→ **SUPPLIED MATERIAL**
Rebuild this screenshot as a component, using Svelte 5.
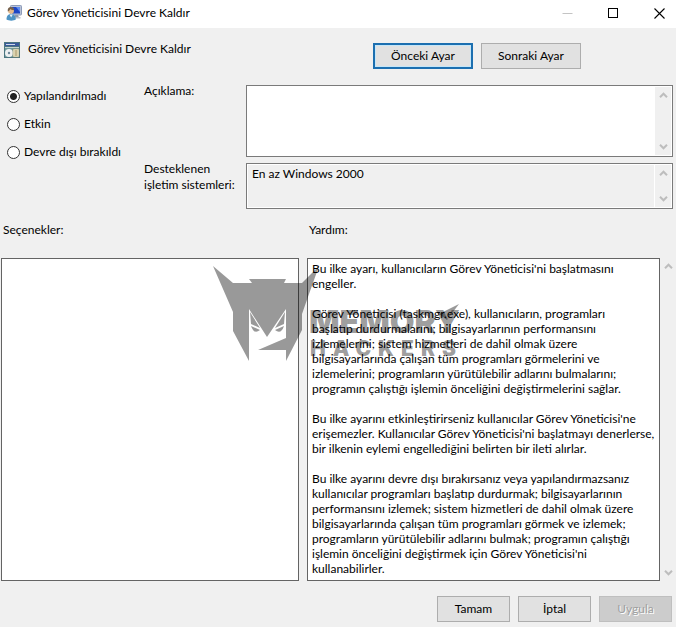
<script lang="ts">
  type PolicyState = 'none' | 'enabled' | 'disabled'

  const title = 'Görev Yöneticisini Devre Kaldır'

  const states: { value: PolicyState; label: string }[] = [
    { value: 'none', label: 'Yapılandırılmadı' },
    { value: 'enabled', label: 'Etkin' },
    { value: 'disabled', label: 'Devre dışı bırakıldı' },
  ]

  let selected = $state<PolicyState>('none')
  let comment = $state('')

  const supportedOn = 'En az Windows 2000'

  const helpLines = [
    'Bu ilke ayarı, kullanıcıların Görev Yöneticisi\'ni başlatmasını',
    'engeller.',
    '',
    'Görev Yöneticisi (taskmgr.exe), kullanıcıların, programları',
    'başlatıp durdurmalarını; bilgisayarlarının performansını',
    'izlemelerini; sistem hizmetleri de dahil olmak üzere',
    'bilgisayarlarında çalışan tüm programları görmelerini ve',
    'izlemelerini; programların yürütülebilir adlarını bulmalarını;',
    'programın çalıştığı işlemin önceliğini değiştirmelerini sağlar.',
    '',
    'Bu ilke ayarını etkinleştirirseniz kullanıcılar Görev Yöneticisi\'ne',
    'erişemezler. Kullanıcılar Görev Yöneticisi\'ni başlatmayı denerlerse,',
    'bir ilkenin eylemi engellediğini belirten bir ileti alırlar.',
    '',
    'Bu ilke ayarını devre dışı bırakırsanız veya yapılandırmazsanız',
    'kullanıcılar programları başlatıp durdurmak; bilgisayarlarının',
    'performansını izlemek; sistem hizmetleri de dahil olmak üzere',
    'bilgisayarlarında çalışan tüm programları görmek ve izlemek;',
    'programların yürütülebilir adlarını bulmak; programın çalıştığı',
    'işlemin önceliğini değiştirmek için Görev Yöneticisi\'ni',
    'kullanabilirler.',
  ]
  const helpText = helpLines.join('\n')
</script>

{#snippet scrollbar()}
  <div class="scrollbar">
    <button class="scroll-btn" aria-label="Yukarı kaydır">
      <svg width="9" height="7" viewBox="0 0 9 7"><path d="M1 5.2 L4.5 1.7 L8 5.2" /></svg>
    </button>
    <button class="scroll-btn" aria-label="Aşağı kaydır">
      <svg width="9" height="7" viewBox="0 0 9 7"><path d="M1 1.8 L4.5 5.3 L8 1.8" /></svg>
    </button>
  </div>
{/snippet}

<div class="dialog">
  <header class="titlebar">
    <svg class="icon" width="16" height="16" viewBox="0 0 16 16" aria-hidden="true">
      <rect x="4.5" y="0.5" width="11" height="9.5" rx="0.8" fill="#b9c3d8" stroke="#8d9bb8" />
      <rect x="6" y="2" width="8" height="6.5" fill="#1d46c4" />
      <path d="M10 2h4v5z" fill="#5f8df0" />
      <path d="M9 10h3l1 2.5h-5z" fill="#8f99ab" />
      <rect x="8" y="12" width="6.5" height="1.5" fill="#b5bdca" />
      <path d="M0.5 14.5c0-4 2-5.5 4.5-5.5s4.8 1.5 4.8 5.5c-2 1.5-7 1.5-9.3 0z" fill="#4d93c4" />
      <path d="M3.5 9.5l1.7 3 1.6-3z" fill="#e8f2f8" />
      <circle cx="5" cy="5.8" r="3" fill="#e3b98c" />
      <path d="M1.8 6.5c-.4-3.500 1.500-4.500 3.400-4.400 2 .1 3 1.400 2.900 3-1.500.2-3-.2-4-1-.3 1.400-1 2-2.300 2.400z" fill="#75604c" />
    </svg>
    <span class="caption">{title}</span>
    <div class="window-btns">
      <button class="win-btn" aria-label="Simge durumuna küçült" disabled>
        <svg width="11" height="11" viewBox="0 0 11 11"><path d="M0.5 5.5h10" stroke="#c4c4c4" /></svg>
      </button>
      <button class="win-btn" aria-label="Ekranı kapla">
        <svg width="11" height="11" viewBox="0 0 11 11"><rect x="0.5" y="0.5" width="9" height="9" fill="none" stroke="#000" /></svg>
      </button>
      <button class="win-btn" aria-label="Kapat">
        <svg width="11" height="11" viewBox="0 0 11 11"><path d="M0.5 0.5l10 10M10.5 0.5l-10 10" stroke="#000" stroke-width="1.1" /></svg>
      </button>
    </div>
  </header>

  <div class="policy-head">
    <svg class="icon" width="16" height="16" viewBox="0 0 16 16" aria-hidden="true">
      <rect width="16" height="16" fill="#4b7480" />
      <rect x="1" y="1" width="14" height="3" fill="#3a5a9c" />
      <rect x="2" y="2" width="9" height="1" fill="#cfdbe8" />
      <rect x="1" y="5" width="14" height="10" fill="#6f9a9c" />
      <rect x="1" y="5" width="14" height="1" fill="#c9d6d2" />
      <circle cx="5" cy="11" r="4" fill="#eef0f2" />
      <circle cx="5" cy="11" r="1.2" fill="#6d8797" />
      <rect x="9" y="7" width="6" height="8" fill="#f6efcf" stroke="#8b8a67" stroke-width="0.6" />
      <path d="M10.5 9h3M10.5 11h3M10.5 13h3" stroke="#8d7d4c" />
    </svg>
    <h1>{title}</h1>
    <div class="nav-btns">
      <button class="btn focused">Önceki Ayar</button>
      <button class="btn">Sonraki Ayar</button>
    </div>
  </div>

  <div class="settings">
    <div class="states" role="radiogroup" aria-label={title}>
      {#each states as s}
        <label class="state">
          <input type="radio" name="state" value={s.value} bind:group={selected} />
          <span>{s.label}</span>
        </label>
      {/each}
    </div>

    <label class="field-label" for="comment">Açıklama:</label>
    <div class="box">
      <textarea id="comment" class="comment" bind:value={comment}></textarea>
      {@render scrollbar()}
    </div>

    <label class="field-label" for="supported">Desteklenen işletim sistemleri:</label>
    <div class="box">
      <textarea id="supported" class="supported" readonly value={supportedOn}></textarea>
      {@render scrollbar()}
    </div>
  </div>

  <div class="panes">
    <span class="pane-label">Seçenekler:</span>
    <label class="pane-label help-label" for="help">Yardım:</label>
    <div class="options"></div>
    <textarea id="help" class="help" rows={helpLines.length} readonly value={helpText}></textarea>
    {@render scrollbar()}

    <svg class="watermark" width="250" height="98" viewBox="0 0 250 98" aria-hidden="true">
      <path
        d="M0 0 L20 17 H39 L36 13 H73 L71 17 H89 L106 0 L96 28 L89 48 V64 L73 95 V84 H45 L73 72 V43 L54 71 L36 43 V95 L20 65 V46 Z"
      />
      <path d="M37 46 L47 62 L38 58 Z M38 60 L47 64 Q41 69 38 60 Z M72 46 L62 62 L71 58 Z M71 60 L62 64 Q68 69 71 60 Z" />
      <path d="M226 48 L246 38 L234 54 Z" />
      <text class="brand" x="96" y="67">MEMORY</text>
      <text class="brand-sub" x="97" y="90">HACKERS</text>
    </svg>
  </div>

  <footer class="actions">
    <button class="btn">Tamam</button>
    <button class="btn">İptal</button>
    <button class="btn" disabled>Uygula</button>
  </footer>
</div>

<style>
  :global(body) {
    background: #f0f0f0;
  }

  .dialog {
    background: #f0f0f0;
    color: #000;
    font-family: Lato, 'Open Sans', sans-serif;
    font-size: 12px;
    line-height: 16px;
  }

  button, textarea, input {
    font: inherit;
    color: inherit;
    margin: 0;
    box-sizing: border-box;
  }

  .icon {
    display: block;
    flex: none;
  }

  .titlebar {
    display: flex;
    align-items: center;
    gap: 5px;
    height: 28px;
    padding: 0 11px 2px 6px;
    box-sizing: border-box;
    background: #fff;
  }
  .caption { flex: 1; }

  .window-btns {
    display: flex;
    gap: 35px;
  }
  .win-btn {
    display: block;
    width: 11px;
    height: 11px;
    padding: 0;
    border: 0;
    background: none;
  }
  .win-btn svg { display: block; }

  .policy-head {
    display: flex;
    align-items: flex-start;
    gap: 8px;
    padding: 14px 95px 14px 4px;
  }
  .policy-head h1 {
    flex: 1;
    margin: 0;
    font-size: 12px;
    font-weight: 400;
    line-height: 13px;
  }
  .nav-btns {
    display: flex;
    gap: 8px;
    padding-top: 1px;
  }

  .btn {
    width: 73px;
    height: 26px;
    padding: 0;
    border: 1px solid #adadad;
    background: #e1e1e1;
  }
  .btn:hover { border-color: #0078d7; }
  .btn.focused { border: 2px solid #1c6fb0; box-shadow: inset 0 0 0 1px #c5e6f8; }
  .btn:disabled {
    border-color: #bfbfbf;
    background: #ccc;
    color: #a0a0a0;
    text-shadow: 1px 1px 0 #fff;
  }
  .nav-btns .btn { width: 100px; }

  .settings {
    display: grid;
    grid-template-columns: 137px 102px 1fr;
    row-gap: 4px;
    padding: 0 3px 0 7px;
  }

  .states {
    grid-row: 1 / 3;
    display: flex;
    flex-direction: column;
    gap: 12px;
    padding-top: 5px;
  }
  .state {
    display: flex;
    align-items: center;
    gap: 4px;
    white-space: nowrap;
  }
  .state input {
    appearance: none;
    width: 13px;
    height: 13px;
    border: 1px solid #333;
    border-radius: 50%;
    background: #fff;
  }
  .state input:checked {
    background: radial-gradient(circle, #222 0 3px, #fff 4px);
  }

  .field-label { padding-right: 8px; }

  .box {
    display: flex;
    gap: 1px;
    margin-top: 2px;
    padding: 1px;
    border: 1px solid #7a7a7a;
    background: #fff;
  }
  .box textarea {
    flex: 1;
    min-width: 0;
    padding: 1px 4px;
    border: 0;
    outline: 0;
    resize: none;
    overflow: hidden;
    background: #fff;
  }
  .box .comment { height: 68px; }
  .box .supported { height: 42px; background: #f0f0f0; }

  .scrollbar {
    display: flex;
    flex-direction: column;
    justify-content: space-between;
    width: 16px;
    background: #f0f0f0;
  }
  .scroll-btn {
    display: flex;
    align-items: center;
    justify-content: center;
    height: 17px;
    padding: 0;
    border: 0;
    background: none;
  }
  .scroll-btn path {
    fill: none;
    stroke: #bdbdbd;
    stroke-width: 2;
  }

  .panes {
    position: relative;
    display: grid;
    grid-template-columns: 298fr 8px 353fr 16px;
    padding: 13px 0 0 1px;
  }
  .pane-label {
    padding: 0 0 20px 2px;
  }
  .help-label { grid-column: 3 / 5; }

  .options, .help {
    border: 1px solid #646464;
    background: #fff;
  }
  .options { grid-column: 1; }
  .help {
    grid-column: 3;
    min-width: 0;
    width: 100%;
    display: block;
    padding: 2px 0 4px 4px;
    line-height: 15px;
    resize: none;
    outline: 0;
    overflow: hidden;
    white-space: pre;
  }

  .watermark {
    position: absolute;
    left: 213px;
    top: 57px;
    fill: rgba(0, 0, 0, 0.4);
    pointer-events: none;
  }
  .brand {
    font: 900 32px Inter, 'Open Sans', sans-serif;
  }
  .brand-sub {
    font: 900 21px Inter, 'Open Sans', sans-serif;
    letter-spacing: 7px;
  }

  .actions {
    display: flex;
    justify-content: flex-end;
    gap: 8px;
    padding: 15px 4px 5px;
  }
</style>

→ **EXERCISE GOAL**
Leave out the pictures and repeat the lines from the start of the material through the line with "const supportedOn = 'En az Windows 2000'", inclusive.

→ **ANSWER TO THE PROBLEM**
Rebuild this screenshot as a component, using Svelte 5.
<script lang="ts">
  type PolicyState = 'none' | 'enabled' | 'disabled'

  const title = 'Görev Yöneticisini Devre Kaldır'

  const states: { value: PolicyState; label: string }[] = [
    { value: 'none', label: 'Yapılandırılmadı' },
    { value: 'enabled', label: 'Etkin' },
    { value: 'disabled', label: 'Devre dışı bırakıldı' },
  ]

  let selected = $state<PolicyState>('none')
  let comment = $state('')

  const supportedOn = 'En az Windows 2000'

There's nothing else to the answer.